As his mother grew more and more sick throughout the years and Luc grew more and more demanding, Cas began to feel suffocated. He was breathing, but not really. His mind, his heart - they were gasping for air. It was as though he was trapped in a box, or pulled by a current under dark blue waves. When he talked to Luc, he dug his nails into his skin to keep from screaming. When he talked to Lilyanne, he pressed his lips shut to keep from crying. Anywhere but here, he was always thinking, unless he was with Jamie. Even on days when smiling was harder than moving mountains, Jamie made him laugh. Jamie always knew when he was hurting, and Jamie always knew how to fix it. It was like he had some magical spell that healed Cas's wounds, just for a little while. Cas would've killed for the power to do that to himself. In the end, he realized that he wasn't going to ever get it. In the end, he realized that he had to rely on Jamie.

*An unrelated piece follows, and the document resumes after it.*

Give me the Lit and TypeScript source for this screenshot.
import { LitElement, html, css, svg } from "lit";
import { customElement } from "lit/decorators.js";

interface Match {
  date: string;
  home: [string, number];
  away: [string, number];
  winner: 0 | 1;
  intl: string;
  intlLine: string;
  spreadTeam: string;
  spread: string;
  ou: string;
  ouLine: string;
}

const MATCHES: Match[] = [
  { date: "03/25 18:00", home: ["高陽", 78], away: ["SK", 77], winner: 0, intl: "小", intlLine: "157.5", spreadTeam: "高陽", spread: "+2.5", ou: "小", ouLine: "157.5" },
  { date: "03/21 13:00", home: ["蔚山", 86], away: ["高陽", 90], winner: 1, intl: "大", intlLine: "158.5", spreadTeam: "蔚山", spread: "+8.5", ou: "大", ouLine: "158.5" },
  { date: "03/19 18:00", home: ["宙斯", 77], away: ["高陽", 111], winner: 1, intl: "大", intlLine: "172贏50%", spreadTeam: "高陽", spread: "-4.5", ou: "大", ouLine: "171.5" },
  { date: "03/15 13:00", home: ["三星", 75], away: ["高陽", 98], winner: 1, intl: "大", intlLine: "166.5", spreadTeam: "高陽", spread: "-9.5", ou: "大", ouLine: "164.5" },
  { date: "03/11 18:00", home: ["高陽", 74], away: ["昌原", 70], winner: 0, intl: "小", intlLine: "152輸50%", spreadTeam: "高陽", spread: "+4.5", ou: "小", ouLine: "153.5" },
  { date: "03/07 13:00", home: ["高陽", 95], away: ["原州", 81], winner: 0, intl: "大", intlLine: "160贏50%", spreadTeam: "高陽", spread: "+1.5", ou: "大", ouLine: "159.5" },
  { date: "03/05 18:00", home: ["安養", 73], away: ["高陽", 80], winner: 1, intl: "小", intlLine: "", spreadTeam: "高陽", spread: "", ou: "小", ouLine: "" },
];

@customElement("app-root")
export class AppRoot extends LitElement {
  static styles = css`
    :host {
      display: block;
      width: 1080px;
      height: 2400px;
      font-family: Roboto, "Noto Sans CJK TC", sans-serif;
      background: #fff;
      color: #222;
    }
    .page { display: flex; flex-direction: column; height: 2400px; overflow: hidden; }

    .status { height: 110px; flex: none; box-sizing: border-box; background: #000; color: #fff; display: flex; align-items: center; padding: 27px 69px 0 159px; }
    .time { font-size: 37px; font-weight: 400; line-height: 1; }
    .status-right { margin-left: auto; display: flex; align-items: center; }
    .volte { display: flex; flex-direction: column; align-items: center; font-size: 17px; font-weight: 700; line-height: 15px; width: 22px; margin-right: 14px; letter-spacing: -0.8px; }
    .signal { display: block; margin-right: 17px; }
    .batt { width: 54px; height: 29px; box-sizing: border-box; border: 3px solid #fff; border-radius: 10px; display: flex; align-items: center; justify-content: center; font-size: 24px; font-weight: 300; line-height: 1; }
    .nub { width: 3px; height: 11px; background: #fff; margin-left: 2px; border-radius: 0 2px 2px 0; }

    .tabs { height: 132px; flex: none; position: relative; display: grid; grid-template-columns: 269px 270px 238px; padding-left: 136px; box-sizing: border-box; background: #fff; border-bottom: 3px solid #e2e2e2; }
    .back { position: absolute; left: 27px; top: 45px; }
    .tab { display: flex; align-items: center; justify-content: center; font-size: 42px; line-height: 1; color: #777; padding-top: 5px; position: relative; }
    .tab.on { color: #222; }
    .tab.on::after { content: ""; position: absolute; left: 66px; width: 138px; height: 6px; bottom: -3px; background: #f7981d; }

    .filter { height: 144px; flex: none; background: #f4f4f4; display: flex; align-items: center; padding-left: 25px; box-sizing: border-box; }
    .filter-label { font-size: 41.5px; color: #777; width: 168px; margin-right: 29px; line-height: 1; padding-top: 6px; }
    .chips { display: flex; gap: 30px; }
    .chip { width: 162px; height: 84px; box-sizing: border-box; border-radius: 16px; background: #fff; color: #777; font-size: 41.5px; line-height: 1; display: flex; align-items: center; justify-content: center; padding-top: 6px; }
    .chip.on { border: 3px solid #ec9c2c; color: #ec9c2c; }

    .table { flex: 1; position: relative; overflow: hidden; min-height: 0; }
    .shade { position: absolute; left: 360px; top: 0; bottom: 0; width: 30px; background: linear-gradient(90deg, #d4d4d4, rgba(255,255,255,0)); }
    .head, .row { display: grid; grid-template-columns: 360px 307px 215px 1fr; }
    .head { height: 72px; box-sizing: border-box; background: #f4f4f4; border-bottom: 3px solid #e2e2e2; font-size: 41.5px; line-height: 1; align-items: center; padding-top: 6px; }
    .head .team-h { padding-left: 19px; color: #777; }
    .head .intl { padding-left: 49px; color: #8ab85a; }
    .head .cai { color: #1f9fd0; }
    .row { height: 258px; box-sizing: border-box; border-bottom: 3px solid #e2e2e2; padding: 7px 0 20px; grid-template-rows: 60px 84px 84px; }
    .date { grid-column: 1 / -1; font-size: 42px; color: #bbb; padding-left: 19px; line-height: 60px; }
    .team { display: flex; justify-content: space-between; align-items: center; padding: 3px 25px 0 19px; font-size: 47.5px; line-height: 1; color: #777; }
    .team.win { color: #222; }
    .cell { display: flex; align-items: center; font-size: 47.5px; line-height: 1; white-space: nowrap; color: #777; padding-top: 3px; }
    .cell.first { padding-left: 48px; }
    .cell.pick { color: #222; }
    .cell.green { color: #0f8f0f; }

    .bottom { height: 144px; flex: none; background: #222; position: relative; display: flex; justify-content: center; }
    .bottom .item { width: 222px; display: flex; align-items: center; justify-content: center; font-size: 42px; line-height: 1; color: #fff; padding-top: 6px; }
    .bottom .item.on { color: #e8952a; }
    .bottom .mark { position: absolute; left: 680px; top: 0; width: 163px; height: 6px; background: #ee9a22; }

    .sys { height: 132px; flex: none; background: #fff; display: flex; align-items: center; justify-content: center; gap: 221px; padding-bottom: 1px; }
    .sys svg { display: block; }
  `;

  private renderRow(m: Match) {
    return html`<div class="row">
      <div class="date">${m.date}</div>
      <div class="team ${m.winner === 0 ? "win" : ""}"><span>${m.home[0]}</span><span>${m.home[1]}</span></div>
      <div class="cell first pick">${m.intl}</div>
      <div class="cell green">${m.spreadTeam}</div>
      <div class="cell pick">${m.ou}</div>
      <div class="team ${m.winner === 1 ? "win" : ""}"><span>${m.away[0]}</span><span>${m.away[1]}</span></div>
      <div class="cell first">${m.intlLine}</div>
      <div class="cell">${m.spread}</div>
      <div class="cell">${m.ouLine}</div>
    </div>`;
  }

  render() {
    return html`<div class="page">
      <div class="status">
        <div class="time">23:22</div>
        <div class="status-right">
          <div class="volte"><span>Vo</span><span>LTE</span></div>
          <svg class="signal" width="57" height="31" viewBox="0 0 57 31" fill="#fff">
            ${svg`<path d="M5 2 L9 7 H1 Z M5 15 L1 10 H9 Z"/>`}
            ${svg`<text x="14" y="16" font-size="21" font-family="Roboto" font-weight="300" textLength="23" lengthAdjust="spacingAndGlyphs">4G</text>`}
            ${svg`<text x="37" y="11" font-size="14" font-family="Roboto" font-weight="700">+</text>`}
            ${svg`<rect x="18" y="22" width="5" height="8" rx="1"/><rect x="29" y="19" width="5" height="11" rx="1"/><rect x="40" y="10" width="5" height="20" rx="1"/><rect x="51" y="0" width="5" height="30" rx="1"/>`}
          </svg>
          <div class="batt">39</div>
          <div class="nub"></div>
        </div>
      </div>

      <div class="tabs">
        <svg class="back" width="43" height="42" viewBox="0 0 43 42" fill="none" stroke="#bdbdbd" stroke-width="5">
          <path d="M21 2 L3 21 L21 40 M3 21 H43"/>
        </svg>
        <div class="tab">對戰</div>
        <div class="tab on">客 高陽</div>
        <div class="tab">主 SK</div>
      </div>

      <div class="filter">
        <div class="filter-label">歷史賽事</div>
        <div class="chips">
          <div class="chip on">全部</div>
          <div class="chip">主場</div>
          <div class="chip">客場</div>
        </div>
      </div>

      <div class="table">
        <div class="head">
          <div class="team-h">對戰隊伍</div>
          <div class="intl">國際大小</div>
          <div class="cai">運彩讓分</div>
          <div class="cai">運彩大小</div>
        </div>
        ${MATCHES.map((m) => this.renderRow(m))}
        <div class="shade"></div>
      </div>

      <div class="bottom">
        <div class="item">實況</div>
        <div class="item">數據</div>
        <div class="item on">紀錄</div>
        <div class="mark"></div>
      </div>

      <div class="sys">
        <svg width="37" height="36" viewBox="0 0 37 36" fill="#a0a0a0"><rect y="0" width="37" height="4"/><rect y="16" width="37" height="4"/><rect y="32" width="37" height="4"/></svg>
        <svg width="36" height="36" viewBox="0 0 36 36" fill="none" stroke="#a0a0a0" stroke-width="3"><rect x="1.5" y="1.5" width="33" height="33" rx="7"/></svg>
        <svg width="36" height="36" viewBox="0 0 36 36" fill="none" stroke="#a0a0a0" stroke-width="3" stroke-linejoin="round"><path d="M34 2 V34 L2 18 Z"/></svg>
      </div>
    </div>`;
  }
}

And he was, oddly enough, okay with that.

"You look sad," Jamie said, tilting his head as he gazed at Cas one night.

Cas fiddled with his shirt as he sat in Jamie's window seat, glancing out at the starry sky. "I'm not sad."

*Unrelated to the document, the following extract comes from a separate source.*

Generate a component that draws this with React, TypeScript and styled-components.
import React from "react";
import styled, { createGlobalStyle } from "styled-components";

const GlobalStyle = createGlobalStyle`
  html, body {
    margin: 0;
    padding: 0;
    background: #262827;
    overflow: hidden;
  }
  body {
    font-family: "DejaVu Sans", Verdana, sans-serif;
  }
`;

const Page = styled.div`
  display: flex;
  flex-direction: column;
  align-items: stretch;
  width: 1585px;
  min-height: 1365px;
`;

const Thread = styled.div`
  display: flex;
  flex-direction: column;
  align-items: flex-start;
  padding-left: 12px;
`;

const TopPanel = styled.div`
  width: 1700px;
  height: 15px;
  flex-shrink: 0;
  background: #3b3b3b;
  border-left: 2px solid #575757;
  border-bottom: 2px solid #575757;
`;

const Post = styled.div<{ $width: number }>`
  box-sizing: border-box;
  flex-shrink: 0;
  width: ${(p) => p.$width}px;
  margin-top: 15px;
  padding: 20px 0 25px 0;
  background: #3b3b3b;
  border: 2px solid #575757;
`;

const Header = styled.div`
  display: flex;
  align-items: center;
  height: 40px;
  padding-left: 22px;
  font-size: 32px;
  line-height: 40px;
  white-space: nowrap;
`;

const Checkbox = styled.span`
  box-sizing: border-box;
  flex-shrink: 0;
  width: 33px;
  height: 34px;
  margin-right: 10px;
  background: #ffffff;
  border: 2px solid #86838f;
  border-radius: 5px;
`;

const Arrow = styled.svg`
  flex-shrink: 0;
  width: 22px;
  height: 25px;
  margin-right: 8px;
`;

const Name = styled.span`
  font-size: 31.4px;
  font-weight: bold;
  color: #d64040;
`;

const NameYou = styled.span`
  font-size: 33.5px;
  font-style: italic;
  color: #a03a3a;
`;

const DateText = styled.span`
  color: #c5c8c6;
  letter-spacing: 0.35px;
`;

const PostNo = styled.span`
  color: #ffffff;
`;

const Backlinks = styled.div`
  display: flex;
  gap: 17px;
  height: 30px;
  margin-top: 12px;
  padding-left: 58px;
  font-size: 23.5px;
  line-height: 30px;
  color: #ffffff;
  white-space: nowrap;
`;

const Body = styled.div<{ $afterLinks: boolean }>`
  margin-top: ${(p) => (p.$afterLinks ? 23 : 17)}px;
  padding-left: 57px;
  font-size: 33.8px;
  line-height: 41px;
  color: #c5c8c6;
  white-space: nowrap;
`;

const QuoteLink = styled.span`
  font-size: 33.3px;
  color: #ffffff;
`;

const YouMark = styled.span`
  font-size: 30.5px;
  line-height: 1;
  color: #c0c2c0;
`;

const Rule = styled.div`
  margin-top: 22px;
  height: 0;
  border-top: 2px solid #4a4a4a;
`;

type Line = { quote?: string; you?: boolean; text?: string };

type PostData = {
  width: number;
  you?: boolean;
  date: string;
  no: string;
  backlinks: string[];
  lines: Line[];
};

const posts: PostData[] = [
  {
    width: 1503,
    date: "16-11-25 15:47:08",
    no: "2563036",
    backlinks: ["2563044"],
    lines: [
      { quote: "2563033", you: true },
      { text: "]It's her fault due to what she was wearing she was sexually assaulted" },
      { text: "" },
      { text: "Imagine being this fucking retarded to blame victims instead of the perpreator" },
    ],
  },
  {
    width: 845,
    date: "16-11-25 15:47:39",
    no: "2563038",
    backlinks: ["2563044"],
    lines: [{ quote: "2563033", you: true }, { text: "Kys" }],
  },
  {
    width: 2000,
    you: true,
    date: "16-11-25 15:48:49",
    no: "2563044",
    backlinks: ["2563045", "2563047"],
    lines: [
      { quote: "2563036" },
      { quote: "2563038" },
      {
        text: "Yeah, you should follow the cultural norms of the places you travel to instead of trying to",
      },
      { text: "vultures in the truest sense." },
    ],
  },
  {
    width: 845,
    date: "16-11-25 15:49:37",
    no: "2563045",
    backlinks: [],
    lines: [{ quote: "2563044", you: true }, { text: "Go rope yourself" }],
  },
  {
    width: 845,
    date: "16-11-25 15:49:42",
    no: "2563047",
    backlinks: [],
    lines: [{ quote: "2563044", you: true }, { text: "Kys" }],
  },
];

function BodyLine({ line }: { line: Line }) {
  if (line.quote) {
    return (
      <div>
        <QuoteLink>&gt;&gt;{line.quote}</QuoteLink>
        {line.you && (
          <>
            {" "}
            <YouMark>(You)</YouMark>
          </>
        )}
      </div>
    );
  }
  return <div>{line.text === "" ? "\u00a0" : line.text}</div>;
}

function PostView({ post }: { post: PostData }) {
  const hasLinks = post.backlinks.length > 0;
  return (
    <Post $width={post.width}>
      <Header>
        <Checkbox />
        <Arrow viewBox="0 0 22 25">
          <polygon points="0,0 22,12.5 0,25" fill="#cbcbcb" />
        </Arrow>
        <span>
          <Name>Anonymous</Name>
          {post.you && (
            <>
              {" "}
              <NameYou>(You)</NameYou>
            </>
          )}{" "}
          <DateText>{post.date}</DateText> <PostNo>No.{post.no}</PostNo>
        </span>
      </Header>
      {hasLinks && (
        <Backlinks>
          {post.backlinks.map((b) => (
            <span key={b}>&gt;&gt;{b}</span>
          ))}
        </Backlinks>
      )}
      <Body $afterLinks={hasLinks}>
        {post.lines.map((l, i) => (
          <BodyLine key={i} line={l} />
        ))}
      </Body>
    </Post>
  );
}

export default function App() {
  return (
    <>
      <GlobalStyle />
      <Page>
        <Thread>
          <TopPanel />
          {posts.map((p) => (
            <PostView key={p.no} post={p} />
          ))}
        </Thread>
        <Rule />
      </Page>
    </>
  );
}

"Yes you are," Jamie said. There was a beat of silence. "You don't have to tell me," Jamie said quietly. "But I wish you would."

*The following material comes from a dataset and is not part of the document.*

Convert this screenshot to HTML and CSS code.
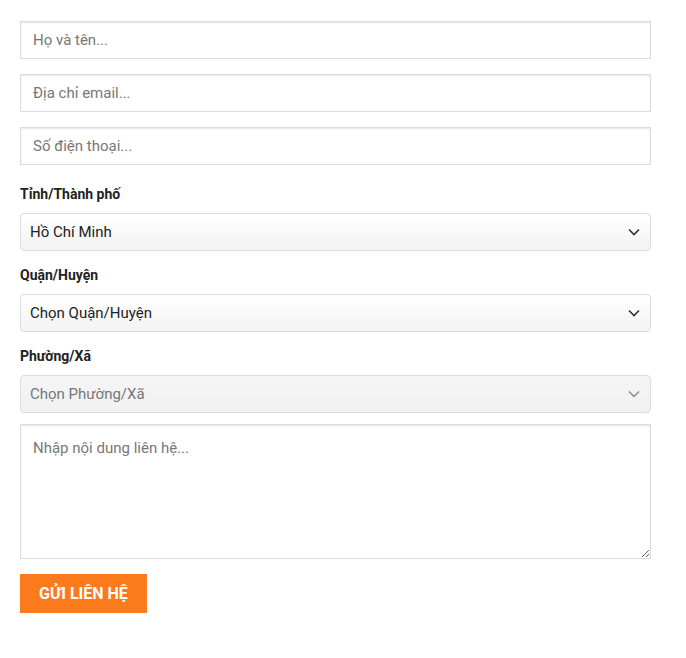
FILE: index.html
```html
<!DOCTYPE html>
<html lang="vi">
<head>
    <meta charset="UTF-8">
    <meta name="viewport" content="width=device-width, initial-scale=1.0">
    <title>Liên hệ</title>
    <link rel="stylesheet" href="styles.css">
</head>
<body>
    <form class="contact-form">
        <input type="text" class="text-input" placeholder="Họ và tên...">
        <input type="email" class="text-input" placeholder="Địa chỉ email...">
        <input type="tel" class="text-input text-input-last" placeholder="Số điện thoại...">

        <div class="select-group">
            <label for="city">Tỉnh/Thành phố</label>
            <select id="city" class="select-input">
                <option>Hồ Chí Minh</option>
            </select>
        </div>
        <div class="select-group">
            <label for="district">Quận/Huyện</label>
            <select id="district" class="select-input">
                <option>Chọn Quận/Huyện</option>
            </select>
        </div>
        <div class="select-group">
            <label for="ward">Phường/Xã</label>
            <select id="ward" class="select-input" disabled>
                <option>Chọn Phường/Xã</option>
            </select>
        </div>

        <textarea class="message-input" placeholder="Nhập nội dung liên hệ..."></textarea>
        <button type="button" class="submit-btn">Gửi liên hệ</button>
    </form>
</body>
</html>
```

FILE: styles.css
```css
body {
    margin: 0;
    padding: 21px 20px;
    font-family: Roboto, "Liberation Sans", Arial, sans-serif;
    background-color: #ffffff;
    color: #222222;
}
.contact-form {
    width: 631px;
    display: flex;
    flex-direction: column;
    align-items: flex-start;
}
.text-input,
.message-input {
    box-sizing: border-box;
    width: 100%;
    border: 1px solid #dddddd;
    box-shadow: inset 0 1px 2px rgba(0, 0, 0, 0.1); /* soft inner shadow on top */
    font-family: inherit;
    font-size: 15px;
    color: #222222;
    background-color: #ffffff;
    outline: none;
}
.text-input {
    height: 38px;
    padding: 0 12px;
    margin: 0 0 15px 0;
}
.text-input-last {
    margin-bottom: 16px;
}
::placeholder {
    color: #777777;
    opacity: 1;
}
.select-group {
    width: 100%;
    margin: 3px 0 11px 0;
}
.select-group label {
    display: block;
    font-size: 14px;
    font-weight: 700;
    line-height: 20px;
    color: #222222;
    margin-bottom: 9px;
}
.select-input {
    box-sizing: border-box;
    width: 100%;
    height: 38px;
    padding: 0 30px 0 9px;
    font-family: inherit;
    font-size: 15px;
    color: #222222;
    border: 1px solid #dddddd;
    border-radius: 4px;
    -webkit-appearance: none;
    appearance: none;
    background-color: #fafafa;
    background-image: url("data:image/svg+xml;utf8,<svg xmlns='http://www.w3.org/2000/svg' width='12' height='8' viewBox='0 0 12 8'><path d='M1 1.5l5 5 5-5' fill='none' stroke='%23333' stroke-width='1.6'/></svg>"),
        linear-gradient(#ffffff, #f3f3f3);
    background-repeat: no-repeat;
    background-position: right 10px center, 0 0;
    outline: none;
}
.select-input:disabled {
    color: #777777;
    background-color: #f3f3f3;
    background-image: url("data:image/svg+xml;utf8,<svg xmlns='http://www.w3.org/2000/svg' width='12' height='8' viewBox='0 0 12 8'><path d='M1 1.5l5 5 5-5' fill='none' stroke='%23888' stroke-width='1.4'/></svg>"),
        linear-gradient(#f5f5f5, #f1f1f1);
    opacity: 1;
}
.message-input {
    height: 135px;
    padding: 13px 12px;
    margin: 0 0 15px 0;
    line-height: 20px;
    resize: both;
}
.submit-btn {
    height: 39px;
    padding: 0 19px;
    border: none;
    background-color: #fb7a1c; /* orange */
    color: #ffffff;
    font-family: inherit;
    font-size: 16px;
    font-weight: 700;
    text-transform: uppercase;
    cursor: pointer;
}
```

"I can't," Cas whispered, his voice cracking around the words. "I can't."

"Why not?" Jamie asked him, and Cas finally looked at Jamie again.

It's like my tongue is tied. The words won't come. I can't breathe. Please help me. "I just can't," Cas said shortly. A flicker of pity darted through Jamie's expression and Cas looked away again. He didn't want to be pitied. He didn't want to be "broken." But how was he supposed to hold himself together? Life wasn't kind to him in the way it was kind to others. He was not lucky. Jamie was his one good thing, and Cas was never going to let him go. But he did, in the end.

There were so many nights that he stood at his open window at least 20 feet above the ground waiting for some kind of sign. I don't want to be alive. And then Jamie would smile or Jamie would text and Cas was sucked back into reality. I have to stay alive. It wouldn't do to abandon the people who took care of him, it wouldn't do to abandon Jamie. Anything to keep from hurting Jamie.

It was as though life had decided that Luc's angry words and angrier fists were not enough punishment for whatever ill deed Cas had committed in his last life. He also had to have an ever-present, always-annoying, bitchy, nagging voice in his head that incessantly told him that the world was better off without him, and vice versa. He wasn't sure whether he believed the former or the latter more.

Cas didn't like to use specific labels. He figured that you loved whoever you happened to fall for, and your mental state of mind was either "good" or "bad." Cas's mental state of mind happened to reside in the "bad" category. Perhaps it was that his family life had finally caught up to him, or perhaps he was just sad. Life has a peculiar way of making you feel alone even while surrounded by people.

There were days when Cas rose from his bed after a sleepless night for the simple purpose of convincing Jamie that he was fine. Maybe he was also trying to convince himself. And it worked, for a while, but then things fell apart worse than they ever had before. Lilyanne had been in the hospital for nearly two months. Luc was getting more and more anxious by the hour. Cas could almost feel the fear and fury radiating off of his father in waves. He watched the man with wary eyes, skirting around him as quietly as possible. If he wasn't seen, he wouldn't be hurt. The bruises from two weeks ago had just barely healed. Cas did not want more.

Cas took a deep breath as he stepped into the kitchen cautiously. His father was sitting there, head in his hands. Cas watched as a tear dripped down Luc's brown cheek. He almost pitied the man. Almost. "Father," Cas said in a steady voice that certainly did not match the hatred and nervousness roiling in his gut.